После церемонии крещения мама попросила разрешения увезти меня. На бульваре Королевы в Версале она сняла маленький домик с садом, чтобы я могла проводить там свободные дни. Ради этого торжества она все велела украсить цветами, желая отпраздновать крещение трех своих дочерей. Но ей осторожно дали понять, что через неделю предстояло первое причастие и что я должна побыть одна.
Мама плакала. И я до сих пор с печалью вспоминаю, что меня это ничуть не трогало, напротив.

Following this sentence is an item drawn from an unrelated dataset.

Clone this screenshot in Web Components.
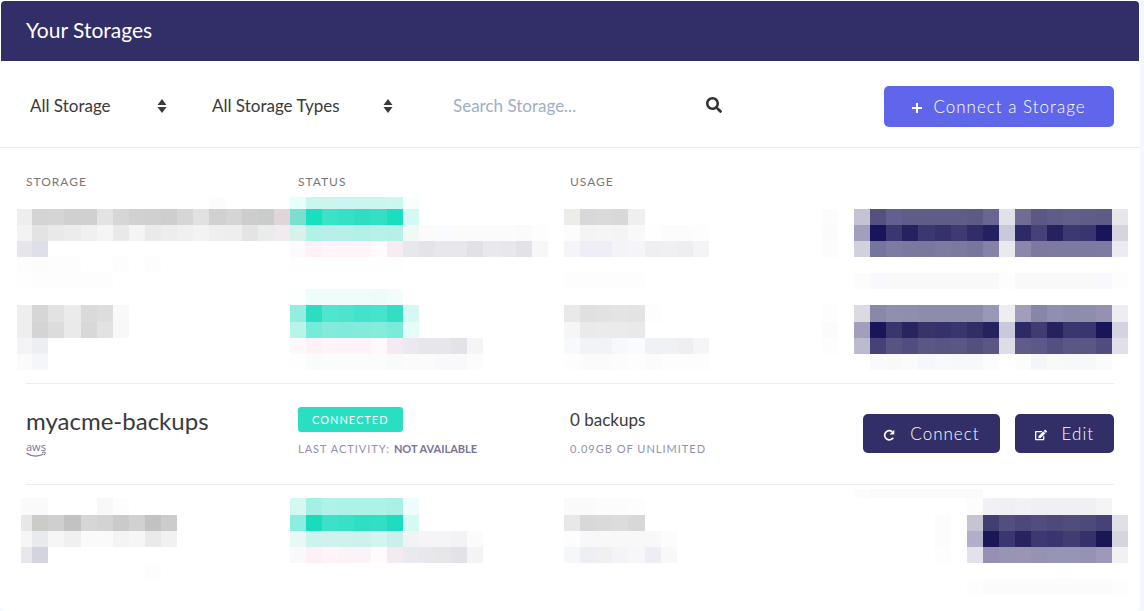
<!DOCTYPE html>
<html lang="en">
<head>
<meta charset="utf-8">
<title>Your Storages</title>
<style>
  html, body { margin: 0; }
  body { background: #f3f8ff; color: #3a3a3a; font: 17px/24px Lato, "Open Sans", sans-serif; }
</style>
</head>
<body>
<storage-panel></storage-panel>
<script>
const define = (name, html, setup) => {
  const template = document.createElement('template');
  template.innerHTML = html;
  customElements.define(name, class extends HTMLElement {
    constructor() {
      super();
      this.attachShadow({ mode: 'open' }).append(template.content.cloneNode(true));
    }
    connectedCallback() { if (setup) setup(this, this.shadowRoot); }
  });
};

const icons = {
  plus: ['0 0 10 10', '<path d="M4 0h2v4h4v2H6v4H4V6H0V4h4z"/>'],
  search: ['0 0 512 512', '<path d="M505 442.7L405.3 343c-4.500-4.500-10.600-7-17-7H372c27.600-35.300 44-79.700 44-128C416 93.100 322.900 0 208 0S0 93.100 0 208s93.100 208 208 208c48.300 0 92.700-16.400 128-44v16.300c0 6.400 2.500 12.500 7 17l99.700 99.700c9.400 9.400 24.600 9.400 33.900 0l28.300-28.300c9.400-9.400 9.400-24.600.1-34zM208 336c-70.700 0-128-57.200-128-128 0-70.700 57.200-128 128-128 70.700 0 128 57.200 128 128 0 70.700-57.200 128-128 128z"/>'],
  redo: ['0 0 12 12', '<path d="M10.200 8.700A4.600 4.600 0 1 1 9.300 2.800" fill="none" stroke="currentColor" stroke-width="1.700"/><path d="M11.300.7v4.700H6.600z"/>'],
  edit: ['0 0 576 512', '<path d="M402.600 83.200l90.200 90.200c3.800 3.800 3.800 10 0 13.800L274.400 405.600l-92.800 10.300c-12.400 1.400-22.900-9.100-21.500-21.500l10.300-92.800L388.800 83.200c3.800-3.800 10-3.800 13.800 0zm162-22.900l-48.800-48.800c-15.200-15.200-39.900-15.200-55.200 0l-35.400 35.400c-3.800 3.800-3.800 10 0 13.800l90.200 90.200c3.800 3.800 10 3.800 13.800 0l35.400-35.400c15.200-15.300 15.200-40 0-55.200zM384 346.200V448H64V128h229.800c3.200 0 6.200-1.300 8.500-3.500l40-40c7.600-7.600 2.200-20.500-8.500-20.500H48C21.500 64 0 85.500 0 112v352c0 26.500 21.500 48 48 48h352c26.500 0 48-21.500 48-48V306.200c0-10.700-12.900-16-20.500-8.500l-40 40c-2.200 2.300-3.500 5.300-3.500 8.500z"/>'],
  sort: ['0 0 10 16', '<path d="M5 1l4.500 6H.5zM5 15L.5 9h9z"/>']
};

define('ui-icon', `
<style>
  :host { display: inline-flex; flex: none; width: 12px; height: 12px; }
  svg { width: 100%; height: 100%; fill: currentColor; }
</style>`, (el, root) => {
  const [box, body] = icons[el.getAttribute('name')];
  root.innerHTML += `<svg viewBox="${box}" aria-hidden="true">${body}</svg>`;
});

define('ui-button', `
<style>
  :host { display: inline-block; }
  button {
    display: flex; align-items: center; justify-content: center; gap: 15px;
    width: 100%; height: 39px; padding: 0 20px; border: 0; border-radius: 5px;
    background: #322e67; color: #fff; cursor: pointer;
    font: inherit; font-weight: 300; letter-spacing: 1px; white-space: nowrap;
  }
  ui-icon { margin-top: 2px; }
  :host([primary]) button { height: 41px; gap: 11px; background: #6066ec; }
  :host([primary]) ui-icon { width: 10px; height: 10px; }
</style>
<button type="button"><span><slot></slot></span></button>`, (el, root) => {
  const icon = document.createElement('ui-icon');
  icon.setAttribute('name', el.getAttribute('icon'));
  root.querySelector('button').prepend(icon);
});

define('ui-select', `
<style>
  :host { display: grid; align-items: center; }
  select, ui-icon { grid-area: 1 / 1; }
  select {
    appearance: none; width: 100%; height: 40px; padding: 0 24px 2px 4px;
    border: 0; background: none; color: inherit; font: inherit;
  }
  ui-icon { justify-self: end; width: 10px; height: 16px; margin: 0 3px 2px 0; pointer-events: none; }
</style>
<select><option></option></select><ui-icon name="sort"></ui-icon>`, (el, root) => {
  root.querySelector('select').setAttribute('aria-label', el.getAttribute('label'));
  root.querySelector('option').textContent = el.getAttribute('value');
});

define('search-field', `
<style>
  :host { display: flex; align-items: center; }
  input { flex: 1; min-width: 0; height: 40px; padding: 0 0 2px; border: 0; background: none; color: inherit; font: inherit; outline: 0; box-sizing: border-box; }
  input::placeholder { color: #a0aec6; opacity: 1; }
  button { display: flex; padding: 0 0 4px; border: 0; background: none; color: #333; cursor: pointer; }
  ui-icon { width: 16px; height: 16px; }
</style>
<input type="search" placeholder="Search Storage..." aria-label="Search Storage">
<button type="button" aria-label="Search"><ui-icon name="search"></ui-icon></button>`);

define('status-badge', `
<style>
  :host { display: block; width: max-content; padding: 0 14px; border-radius: 3px; background: #29dec1; color: #fff; font-size: 11px; line-height: 25px; letter-spacing: 1px; }
</style><slot></slot>`);

define('aws-mark', `
<style>
  :host { display: block; width: 20px; height: 15px; color: #77739a; }
  svg { display: block; overflow: visible; }
</style>
<svg width="20" height="15" viewBox="0 0 20 15" role="img" aria-label="aws">
  <text x="0" y="8" font-family="Open Sans, sans-serif" font-size="11" fill="currentColor">aws</text>
  <path d="M.5 10.200Q9 15.500 17.500 11" fill="none" stroke="currentColor" stroke-width="1.300"/>
  <path d="M16 9.600q2-1 3.300-.3 0 1.700-1.300 3" fill="none" stroke="currentColor"/>
</svg>`);

/* Obscured values: each line is "top bottom | colour colour ...", placed between the column edges. */
define('value-mosaic', `
<style>
  :host { display: block; height: 92px; }
  svg { display: block; width: 100%; height: 100%; overflow: visible; shape-rendering: crispEdges; }
</style>`, (el, root) => {
  const edges = el.getAttribute('edges').split(' ').map(Number);
  const rects = el.textContent.trim().split('\n').map(line => {
    const [span, cells] = line.split('|');
    const [top, bottom] = span.trim().split(' ').map(Number);
    return cells.trim().split(/\s+/).map((c, i) => c === '-' ? '' :
      `<rect x="${edges[i]}" y="${top}" width="${edges[i + 1] - edges[i]}" height="${bottom - top}" fill="#${c}"/>`).join('');
  }).join('');
  root.innerHTML += `<svg aria-hidden="true">${rects}</svg>`;
});

const nameEdges = '-9 6 22 38 55 71 87 103 119 135 151 167 183 200 216 232 248 264';
const lastEdges = '-5 6 22 38 55 71 87 103 119 135 151';
const statusEdges = '-8 8 24 40 56 73 89 105 121 137 153 169 185 202 218 234 250';
const usageEdges = '-6 10 26 42 58 75 91 107 123 139';
const actionEdges = '0 16 32 48 64 80 96 113 129 145 161 177 193 209 225 241 258 274 290 306';

define('storage-table', `
<style>
  :host { display: block; padding: 22px 26px 0; }
  table { width: 100%; border-collapse: collapse; table-layout: fixed; }
  th { height: 24px; padding: 0; text-align: left; font-size: 12px; line-height: 24px; font-weight: 400; letter-spacing: 1px; color: #777; }
  td { height: 100px; padding: 0; vertical-align: top; }
  .line td { border-top: 1px solid #ececee; }
  .first td { height: 96px; }
  .second td { height: 93px; }
  .name { padding-top: 21px; font-size: 24px; line-height: 32px; }
  aws-mark { margin-top: 6px; }
  .status { padding-top: 23px; }
  .small { margin: 5px 0 0; font-size: 11px; line-height: 24px; letter-spacing: 1px; color: #9391ae; }
  .small b { color: #77739a; letter-spacing: 0; }
  .usage { padding-top: 24px; }
  .actions { display: flex; justify-content: flex-end; gap: 15px; padding-top: 30px; }
  .right { margin: 0 -14px 0 -20px; }
</style>
<table>
  <thead><tr><th scope="col">STORAGE</th><th scope="col">STATUS</th><th scope="col">USAGE</th><th scope="col" aria-label="Actions"></th></tr></thead>
  <tbody>
    <tr class="first">
      <td><value-mosaic edges="${nameEdges}">
        3 15 | - - - - - - - - - - - - fcfcfc
        15 31 | eeeeee d4d4d4 d5d5d5 d0d0d0 d0d0d0 e3e3e3 d6d6d6 d1d1d1 d0d0d0 cecece d6d6d6 e1e1e1 d1d1d1 d5d5d5 cccdcc c9cccb e0d5d8
        31 47 | f3f3f3 e3e3e3 e9e9e9 ececec f0f0f0 f5f5f5 e9e9e9 f4f4f4 eaeaea ededed f0f0f0 f3f3f3 efefef eeeeee e4e4e4 e9ecea f0ebee
        47 63 | e6e5ec dfdfe9
        63 79 | fdfdfd fcfcfc fdfdfd fdfdfd - - fdfdfd - fdfdfd
        79 94 | fefefe fdfdfd fdfdfd fdfdfd fdfdfd fdfdfd
      </value-mosaic></td>
      <td><value-mosaic edges="${statusEdges}">
        3 15 | e5fffa c9f6ef cdf5f0 cbf5f0 cbf5ef cbf5ef ccf6f0 f5fffb
        15 31 | 7adfce 18dfbf 3be2c8 36e0c6 2eddc2 34dfc5 1bddbf d3f9f2
        31 47 | d8f1ed b1f2e7 b7f0e8 b7f0e8 b3f0e7 b7f2e9 b8f0e8 f1f9f8 fbfbfb fafbfe fbfbfb fbfbfb fbfbfb fbfbfb fafafa fdfdfd
        47 63 | fef9fc fff1f7 fff5fa fff4fa fff4fa fffafd f7ebf4 e9e7ee e3e3e8 e8e7ed e7e7ec e2e1e8 e8e8ed e8e7ed e2e2e8 f7f7f8
        63 79 | fdfefd fdfefd fdfefd fdfefd fdfefd fdfefd fdfefd
      </value-mosaic></td>
      <td><value-mosaic edges="${usageEdges}">
        15 31 | ecece9 d8d8d8 dadada d8d8d8 efefef
        31 47 | fcfcfc f4f4f4 f5f5f5 f4f4f4 f9f9f9 fefefe fcfcfc fcfcfc fdfdfd
        47 63 | f5f5f9 efeef6 efeef6 f4f4f8 f5f5f9 efeff2 f0f0f3 eeeef1 f4f4f7
        79 95 | fdfdfd fdfdfd fdfdfd fdfdfd fdfdfd
      </value-mosaic></td>
      <td><value-mosaic class="right" edges="${actionEdges}">
        15 31 | fcfcfc - c4c3d4 55517f 626090 5f5c89 5f5c89 5f5c89 5f5c89 5d5a87 6a6693 e1e1ea 706c94 5b5786 5f5c89 62608b 5f5c89 5f5b89 e6e6eb
        31 47 | fbfbfb - a19fbd 18155a 3a366f 252260 3b3770 35316a 3f3b72 312d68 232160 cac9dc 2e2a65 464278 26215f 3c3870 39356f 18155a d6d4e0
        47 63 | fcfcfc - d0d0df 74749e 7e7ba2 7b789e 7b78a0 7e7ba2 7c799f 77769d 8582a8 e9e9f0 8a88aa 7c789f 7d7aa2 7d7aa2 7d7aa2 7e7ba2 ecebf1
        79 95 | - - fcfcfc f8f9fc f9f9f9 f9f9f9 f9f9f9 f9f9f9 f9f9f9 f9f9f9 f9f9f9 fdfdfd f9f9f9 f9f9f9 f9f9f9 f9f9f9 f9f9f9 f8f9fc fdfdfd
      </value-mosaic></td>
    </tr>
    <tr class="second">
      <td><value-mosaic edges="${nameEdges}">
        15 32 | eeeeee d6d6d6 e2e2e2 ebebeb dadada dddddd f9f9f9
        32 48 | eeeeee d4d4d4 dcdcdc eaeaea d8d8d8 e2e2e2 f8f8f8
        48 64 | f4f4f8 ededf4
        64 80 | fbfbfc f5f6f9
      </value-mosaic></td>
      <td><value-mosaic edges="${statusEdges}">
        -1 15 | fcfffe effcfc f0fcf9 f0fcf9 f0fcf9 eefcf9 f2fdfb
        15 32 | 92eee1 2dddc1 50e5cf 4ce4cd 44e2ca 48e3cc 32dfc4 d7f8f2
        32 48 | b7f5ea 75ebd9 84ebdc 80ebdc 82ebdb 83ecdd 7aebda e6fcf9
        48 64 | fff8fb fff1f5 fdf5f8 fff2f8 fff2f8 fff9fc f5eaf4 ebe9ef e6e6ec e6e6ec e2e2e8 f5f5f7
        64 80 | fdfefd f9fcfb fbfdfc fbfdfc fbfdfc fbfdfc f9fbfa fbfbfb fbfbfb f9f9fc f9f9fc fcfcfc
      </value-mosaic></td>
      <td><value-mosaic edges="${usageEdges}">
        15 32 | e9e9e9 e0e0e0 e2e2e2 e4e4e4 e3e3e3 fdfdfd
        32 48 | f6f6f6 eaeaea ebebeb ebebeb e9e9e9
        48 64 | f8f9fc f2f3f6 f2f3f6 f7f8fb fafbfe f0f1f4 f0f1f4 efeff2 f5f5f8
        64 80 | fdfdfd fbfbfb fbfbfb fcfcfc fdfdfd fbfbfb fdfdfd fdfdfd fdfdfd
      </value-mosaic></td>
      <td><value-mosaic class="right" edges="${actionEdges}">
        15 32 | fdfdfd - dad9e4 8988a9 918fb0 908eae 8e8cad 8e8cad 8e8cad 8e8cad 9a98b7 eeedf2 a19dbb 8785a8 918fb1 8e8cad 8f8dae 9691b2 eeedf3
        32 48 | fbfbfb - a19fbd 18155a 39356d 28245f 383469 35316a 39356f 312d65 262260 cac9dc 2e2a65 403c72 26225f 3a366f 39356f 18155a d5d3e2
        48 64 | fdfdfd - bcbad0 464279 575484 514d80 5a5786 585584 5a5786 535080 5a5686 dddde7 5f5b8a 5c5889 524f81 5a5686 5a5686 514c80 e1dfeb
        64 80 | - - - fafafd f9f9fa fbfbfb f6f7fa f9f9fb f7f8fa f7f8fa fcfcfc - fcfcfc f4f5f8 f9f9fa f7f8fa f7f8fa fbfbfd
      </value-mosaic></td>
    </tr>
    <tr class="line">
      <td><div class="name">myacme-backups</div><aws-mark></aws-mark></td>
      <td><div class="status"><status-badge>CONNECTED</status-badge><p class="small">LAST ACTIVITY: <b>NOT AVAILABLE</b></p></div></td>
      <td><div class="usage">0 backups<p class="small">0.09GB OF UNLIMITED</p></div></td>
      <td><div class="actions"><ui-button icon="redo">Connect</ui-button><ui-button icon="edit">Edit</ui-button></div></td>
    </tr>
    <tr class="line">
      <td><value-mosaic edges="${lastEdges}">
        13 30 | fafafa fafafa - - - f8f8f8 fdfdfd
        30 46 | e7e7e7 cbcbc8 cfcfcf c2c2c2 d6d6d6 d3d3d3 cacaca d1d1d1 c2c2c2 cccccc
        46 62 | f6f6f6 e9eaee f6f6f6 f0f0f0 fafafa fafafa f4f4f4 f6f6f6 eaeaea f1f1f1
        62 78 | e7e7ee d4d4e0
        78 94 | - - - - - - - - fdfdfd
      </value-mosaic></td>
      <td><value-mosaic edges="${statusEdges}">
        13 30 | d3f9f2 a5f0e4 aff2e7 adf2e6 adf2e6 adf2e6 abf0e6 effcfc
        30 46 | 8aeee0 19dcbd 3de1c8 38e0c6 2edfc3 33dfc4 1edcbf d5faf4
        46 62 | e9f8f7 cdf3ef d0f2ef d0f2ef cdf1ed d2f5ef cdefeb f0f4f5 f5f5f8 f5f5f8 f3f3f6 fbfbfb
        62 78 | faf8fa fff0f7 fff5f9 faf4f8 faf4f8 fffafe f2ebf1 eae9ef e7e7ec e7e7ea e2e2e8 f4f4f7
      </value-mosaic></td>
      <td><value-mosaic edges="${usageEdges}">
        13 30 | fafafa fafafa fcfcfc fcfcfc fdfdfd
        30 46 | e8e8e8 d8d8d8 dadada dcdcdc d8d8d8
        46 62 | fdfdfd f8f8fa f8f8f8 f8f8f8 f8f8f8 f8f8f8 fcfcfc
        62 78 | f6f7fa eeeef5 f0f0f3 f4f4f8 f7f7fa eeedf5 f8f8f8
      </value-mosaic></td>
      <td><value-mosaic class="right" edges="${actionEdges}">
        4 13 | - - fcfcfc fafafa fafafa fafafa fafafa fafafa fafafa fafafa
        13 30 | - - - - - - - - - fcfcfd f0f0f5 efeff5 f1f1f6 efeff4 efeff4 efeff4 efeff4 f4f4f6
        30 46 | - - - - - - - fcfcfc - c5c4d3 413e73 524e7f 4c487b 514d7e 4d4a7b 504d7d 4c497b 464279 e0e0e9
        46 62 | - - - - - - - fcfcfc - b0aec9 1b1757 3a3670 28245f 3c3870 39356e 413d72 35316a 1b1757 d5d5df
        62 78 | - - - - - - - fdfdfd - e3e2eb 9691b2 9695b3 9995b3 9693b2 9695b3 9695b3 9693b2 9e99b9 f1f1f4
        94 110 | - - - - - - - - - fdfdfd fbfbfb fbfbfb fbfbfb fbfbfb fbfbfb fbfbfb fbfbfb fbfbfb fdfdfd
      </value-mosaic></td>
    </tr>
  </tbody>
</table>`);

define('storage-panel', `
<style>
  :host { display: block; box-sizing: border-box; min-height: 100vh; margin-right: 4px; padding-top: 1px; border-radius: 5px; background: #fff; }
  header { margin: 0 1px; padding: 13px 25px 15px; border-radius: 4px 4px 0 0; background: #322e67; color: #fff; }
  h1 { margin: 0; font-size: 21px; line-height: 32px; font-weight: 400; }
  form { display: flex; align-items: center; gap: 38px; padding: 25px 26px 20px; border-bottom: 1px solid #ececee; }
  .scope { width: 144px; }
  .types { width: 188px; }
  search-field { width: 269px; margin-left: 19px; }
  ui-button { width: 230px; margin-left: auto; }
</style>
<header><h1>Your Storages</h1></header>
<form role="search" onsubmit="return false">
  <ui-select class="scope" label="Storage" value="All Storage"></ui-select>
  <ui-select class="types" label="Storage type" value="All Storage Types"></ui-select>
  <search-field></search-field>
  <ui-button primary icon="plus">Connect a Storage</ui-button>
</form>
<storage-table></storage-table>`);
</script>
</body>
</html>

Когда все уехали, я поднялась в маленькую келью, где уже провела неделю и где мне предстояло жить еще неделю, упала на колени и в исступленном экстазе решила принести в дар Господу Богу мамино горе: «Ты видел, Господи! Мама плакала, а мне — хоть бы что!» Бедняжка, безумно преувеличивая все, я полагала, что от меня требуют отречения от нежности, преданности и сострадания.
На другой день мать святая Софья ласково пожурила меня за то, что я неправильно понимаю свой религиозный долг, и сказала, что сразу после первого причастия она отпустит меня на две недели, чтобы утешить опечаленную маму.
Мое первое причастие проходило все в той же торжественной обстановке, воспитанницы были в белом, со свечами в руках. Я отказывалась принимать пишу в течение всей недели и была бледной, похудела, глаза у меня ввалились и казались огромными, пылая исступленным огнем. Я все доводила до крайности.
Барон Ларрей, приехавший вместе с мамой, чтобы присутствовать на церемонии моего первого причастия, попросил разрешения — и получил его — взять меня на месяц, чтобы я могла прийти в себя. Мы уехали — мама, госпожа Герар, ее маленький сын Эрнест, моя сестра Жанна и я. Мама повезла нас на Пиренеи, в Котре.
Движение, чемоданы, коробки, пакеты, железная дорога, дилижанс, непрерывно меняющиеся пейзажи, шум, суета… все это взяло верх надо мной и моими нервами, победило мой мистицизм.
Я хлопала в ладоши, хохотала, бросалась целовать маму, душила ее в объятиях. Громко распевала гимны. Мне хотелось есть, пить; я ела, пила, жила!